The general idea would be:

class CFGNode:
    def __init__(self, ast_node):
        self.ast_node = ast_node
        self.next = []  # Next nodes in the flow

def build_cfg(node, cfg_node=None, parent_cfg_node=None):
    # Create a CFGNode if not passed one
    if cfg_node is None:
        cfg_node = CFGNode(node)
    
    # Logic to link CFGNodes based on control flow constructs (simplified)
    
    for child in node.children:
        child_cfg_node = build_cfg(child, parent_cfg_node=cfg_node)
        if child_cfg_node:
            cfg_node.next.append(child_cfg_node)
    
    return cfg_node

def analyze_cfg(cfg_node, scope):
    # Perform analysis on each CFGNode, considering scope and control flow
    pass

# Simplified example of how you might start this process
root_cfg_node = build_cfg(root_node)
analyze_cfg(root_cfg_node, global_scope)

That is just an outline for a conceptual overview. A full implementation would involve detailed handling of Python's syntax and semantics, potentially including type inference algorithms and more comprehensive static analysis tools.

Once you have constructed the CFG using CFGNode objects, traversing and resolving names means navigating this graph and performing analysis based on the control flow it represents: you start from entry points (like the start of a function), and follow the edges that represent control flow between nodes. During this traversal, you maintain and update a scope context to resolve names based on where you are in the flow of the program.
As you traverse the CFG, you manage scope similarly to how you would in an AST traversal, but with additional considerations for the control flow. For example, entering a new block (e.g., a loop or conditional block) might create a new scope, and returning from a function call would revert to the previous scope.

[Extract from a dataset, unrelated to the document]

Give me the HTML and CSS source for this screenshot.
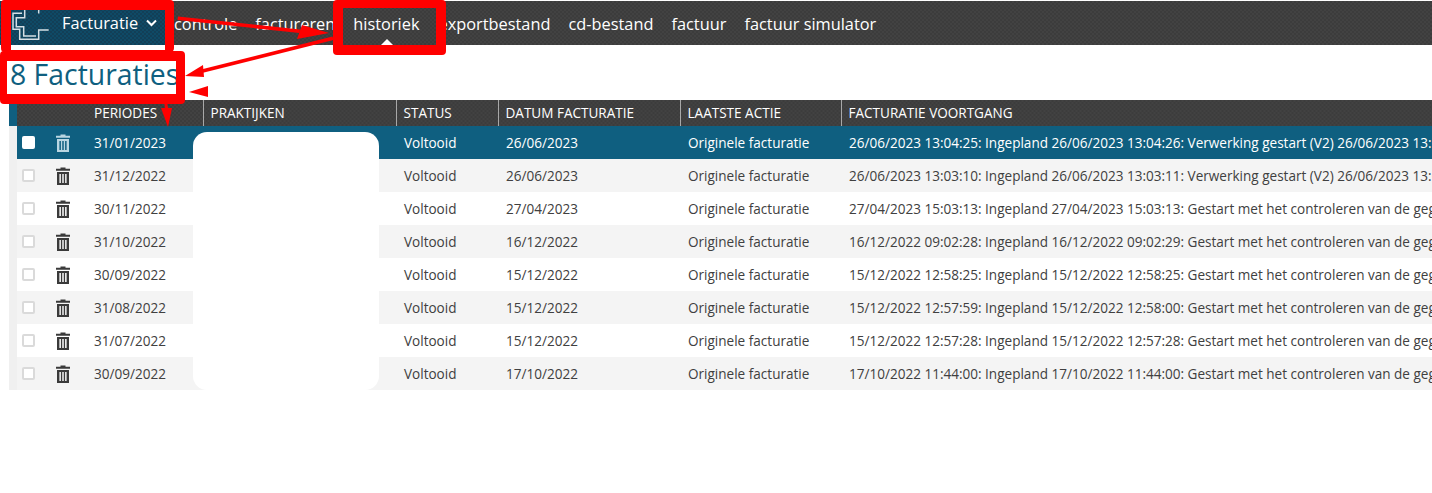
FILE: index.html
```html
<!DOCTYPE html>
<html lang="nl">
<head>
<meta charset="utf-8">
<title>Facturaties</title>
<link rel="stylesheet" href="styles.css">
</head>
<body>
<svg width="0" height="0" class="defs">
  <symbol id="trash" viewBox="0 0 14 18">
    <path d="M4.500 1.800V.6h5v1.200H14v2H0v-2z" fill="currentColor"/>
    <path d="M1 5h12v13H1zM3.400 7v9h1.500V7zM6.250 7v9h1.500V7zM9.100 7v9h1.500V7z" fill="currentColor" fill-rule="evenodd"/>
  </symbol>
</svg>
<nav class="topbar">
  <div class="brand">
    <svg class="logo" width="40" height="36" viewBox="0 0 40 36" fill="none" stroke="#d5dfe5" stroke-width="1.500">
      <path d="M12 8.300H3V24.300H9.700V34.300H28.700V25H38.700"/>
      <path d="M14.700 4V12.700H6.300V21.700H13.700V31H26"/>
      <path d="M28.700 4V8.500"/>
    </svg>
    <span class="brand-label">Facturatie</span>
    <svg class="chev" width="11" height="8" viewBox="0 0 11 8" fill="none" stroke="#fff" stroke-width="2"><path d="M1 1.500l4.500 4.500L10 1.500"/></svg>
  </div>
  <a class="nav-item">controle</a>
  <a class="nav-item">factureren</a>
  <a class="nav-item active">historiek</a>
  <a class="nav-item">exportbestand</a>
  <a class="nav-item">cd-bestand</a>
  <a class="nav-item">factuur</a>
  <a class="nav-item">factuur simulator</a>
</nav>
<h1 class="title">8 Facturaties</h1>
<div class="table-wrap">
<table class="grid">
  <colgroup>
    <col class="c-check"><col class="c-trash"><col class="c-period"><col class="c-prakt"><col class="c-status"><col class="c-date"><col class="c-action"><col class="c-progress">
  </colgroup>
  <thead>
    <tr><th></th><th></th><th>PERIODES</th><th class="sep">PRAKTIJKEN</th><th class="sep">STATUS</th><th class="sep">DATUM FACTURATIE</th><th class="sep">LAATSTE ACTIE</th><th class="sep">FACTURATIE VOORTGANG</th></tr>
  </thead>
  <tbody>
    <tr class="selected"><td><span class="box"></span></td><td><svg class="bin"><use href="#trash"/></svg></td><td>31/01/2023</td><td></td><td>Voltooid</td><td>26/06/2023</td><td>Originele facturatie</td><td>26/06/2023 13:04:25: Ingepland 26/06/2023 13:04:26: Verwerking gestart (V2) 26/06/2023 13:04:27: Gestart met het controleren</td></tr>
    <tr><td><span class="box"></span></td><td><svg class="bin"><use href="#trash"/></svg></td><td>31/12/2022</td><td></td><td>Voltooid</td><td>26/06/2023</td><td>Originele facturatie</td><td>26/06/2023 13:03:10: Ingepland 26/06/2023 13:03:11: Verwerking gestart (V2) 26/06/2023 13:03:12: Gestart met het controleren</td></tr>
    <tr><td><span class="box"></span></td><td><svg class="bin"><use href="#trash"/></svg></td><td>30/11/2022</td><td></td><td>Voltooid</td><td>27/04/2023</td><td>Originele facturatie</td><td>27/04/2023 15:03:13: Ingepland 27/04/2023 15:03:13: Gestart met het controleren van de gegevens</td></tr>
    <tr><td><span class="box"></span></td><td><svg class="bin"><use href="#trash"/></svg></td><td>31/10/2022</td><td></td><td>Voltooid</td><td>16/12/2022</td><td>Originele facturatie</td><td>16/12/2022 09:02:28: Ingepland 16/12/2022 09:02:29: Gestart met het controleren van de gegevens</td></tr>
    <tr><td><span class="box"></span></td><td><svg class="bin"><use href="#trash"/></svg></td><td>30/09/2022</td><td></td><td>Voltooid</td><td>15/12/2022</td><td>Originele facturatie</td><td>15/12/2022 12:58:25: Ingepland 15/12/2022 12:58:25: Gestart met het controleren van de gegevens</td></tr>
    <tr><td><span class="box"></span></td><td><svg class="bin"><use href="#trash"/></svg></td><td>31/08/2022</td><td></td><td>Voltooid</td><td>15/12/2022</td><td>Originele facturatie</td><td>15/12/2022 12:57:59: Ingepland 15/12/2022 12:58:00: Gestart met het controleren van de gegevens</td></tr>
    <tr><td><span class="box"></span></td><td><svg class="bin"><use href="#trash"/></svg></td><td>31/07/2022</td><td></td><td>Voltooid</td><td>15/12/2022</td><td>Originele facturatie</td><td>15/12/2022 12:57:28: Ingepland 15/12/2022 12:57:28: Gestart met het controleren van de gegevens</td></tr>
    <tr><td><span class="box"></span></td><td><svg class="bin"><use href="#trash"/></svg></td><td>30/09/2022</td><td></td><td>Voltooid</td><td>17/10/2022</td><td>Originele facturatie</td><td>17/10/2022 11:44:00: Ingepland 17/10/2022 11:44:00: Gestart met het controleren van de gegevens</td></tr>
  </tbody>
</table>
</div>
<div class="redaction"></div>
<svg class="annotations" width="1432" height="493" viewBox="0 0 1432 493" fill="#f00" fill-rule="evenodd">
  <path d="M4 0H170Q174 0 174 4V48Q174 52 170 52H4Q1 52 1 48V4Q1 0 4 0ZM11 10V50H165V10Z"/>
  <path d="M337 0H442Q446 0 446 4V51Q446 55 442 55H337Q333 55 333 51V4Q333 0 337 0ZM343 8V45H436V8Z"/>
  <path d="M4 51H181Q185 51 185 55V100Q185 104 181 104H4Q0 104 0 100V55Q0 51 4 51ZM7 61V94H176V61Z"/>
  <path d="M178 16.500L300 29.500L299.500 33L177.500 20Z"/>
  <path d="M329 33L297 39L302 25Z"/>
  <path d="M332.500 36.500L333.500 40L200 73.500L199 70Z"/>
  <path d="M185 76L203 65L204 77Z"/>
  <path d="M189 92L208 86V97Z"/>
  <path d="M163.500 100H166.500L168.500 110H165.500Z"/>
  <path d="M168 127L161 108H172Z"/>
</svg>
</body>
</html>
```
FILE: styles.css
```css
* { box-sizing: border-box; }
html, body { margin: 0; padding: 0; }
body {
  position: relative;
  width: 1432px;
  height: 493px;
  overflow: hidden;
  background: #fff;
  font-family: "Open Sans", "Liberation Sans", sans-serif;
  color: #404040;
}
.defs { position: absolute; }
.topbar {
  display: flex;
  align-items: stretch;
  height: 44px;
  margin-top: 1px;
  background: repeating-conic-gradient(#3c3c3c 0 25%, #424242 0 50%) 0 0 / 4px 4px;
  color: #fff;
  font-size: 16.350px;
}
.brand {
  display: flex;
  align-items: center;
  width: 165px;
  padding-left: 10px;
  background: repeating-conic-gradient(#0f4a66 0 25%, #123f57 0 50%) 0 0 / 4px 4px;
}
.logo { margin-right: 12px; flex: none; }
.brand-label { margin-right: 8px; }
.chev { flex: none; }
.nav-item {
  position: relative;
  display: flex;
  align-items: center;
  padding: 1px 9px 0;
  white-space: nowrap;
}
.nav-item.active { padding: 1px 10px 0 9px; }
.nav-item.active::after {
  content: "";
  position: absolute;
  left: 50%;
  bottom: 0;
  margin-left: -6px;
  border: 6px solid transparent;
  border-top: 0;
  border-bottom-color: #fff;
}
.title {
  margin: 0;
  height: 55px;
  padding: 5px 0 0 10px;
  font-size: 28.400px;
  line-height: 48px;
  font-weight: 400;
  color: #0f5f80;
  white-space: nowrap;
}
.table-wrap {
  margin-left: 9px;
  padding-left: 8px;
  width: 1423px;
  overflow: hidden;
  background: linear-gradient(#0f5f80 0 26px, #f0f0f0 26px);
}
.grid {
  border-collapse: collapse;
  table-layout: fixed;
  width: 1900px;
  font-size: 13.550px;
}
.c-check { width: 28px; }
.c-trash { width: 41px; }
.c-period { width: 117px; }
.c-prakt { width: 193px; }
.c-status { width: 102px; }
.c-date { width: 182px; }
.c-action { width: 161px; }
.grid th {
  height: 26px;
  padding: 0 8px;
  text-align: left;
  font-weight: 400;
  color: #fff;
  background: repeating-conic-gradient(#3c3c3c 0 25%, #424242 0 50%) 0 0 / 4px 4px;
  white-space: nowrap;
  overflow: hidden;
}
.grid th.sep { border-left: 1px solid #a8a8a8; padding-left: 7px; }
.grid td {
  height: 33px;
  padding: 0 8px;
  white-space: nowrap;
  overflow: hidden;
  background: #fff;
}
.grid tbody tr:nth-child(even) td { background: #f4f4f4; }
.grid tbody tr.selected td { background: #0f5f80; color: #fff; }
.grid td:first-child { padding: 0 0 0 5px; }
.grid td:nth-child(2) { padding: 0 0 0 11px; }
.box {
  display: block;
  width: 13px;
  height: 13px;
  background: #fff;
  border: 2px solid #dadada;
  border-radius: 2px;
}
.selected .box { border-color: #fff; }
.bin {
  display: block;
  width: 14px;
  height: 18px;
  color: #3a3a3a;
}
.selected .bin { color: #b9d6e2; }
.redaction {
  position: absolute;
  left: 193px;
  top: 132px;
  width: 186px;
  height: 258px;
  background: #fff;
  border-radius: 14px;
}
.annotations { position: absolute; left: 0; top: 0; }
```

def analyze_cfg(cfg_node, scope, visited=set()):
    # Avoid re-visiting nodes to prevent infinite loops in cyclic graphs
    if cfg_node in visited:
        return
    visited.add(cfg_node)

    # Scope management based on the CFG node type
    # E.g., entering a function or a new block might create a new scope
    new_scope = scope
    if cfg_node.ast_node.type in ["function_definition", "block"]:
        new_scope = Scope(parent=scope)
    
    # Example of handling a definition within a CFG node
    if is_definition(cfg_node.ast_node):
        name, type_annotation = extract_definition_details(cfg_node.ast_node)
        new_scope.define(name, type_annotation, cfg_node)
    
    # Example of resolving a name use within a CFG node
    if is_use(cfg_node.ast_node):
        name = extract_name(cfg_node.ast_node)
        definition, _ = new_scope.find(name)
        if definition:
            print(f"Resolved name '{name}' with type {definition} at CFG node {cfg_node}")

    # Recursively analyze connected nodes
    for next_node in cfg_node.next:
        analyze_cfg(next_node, new_scope, visited)

You might have to do path-sensitive analysis by analyzing different paths through the CFG separately, for accurate name and type resolution in the presence of conditional logic.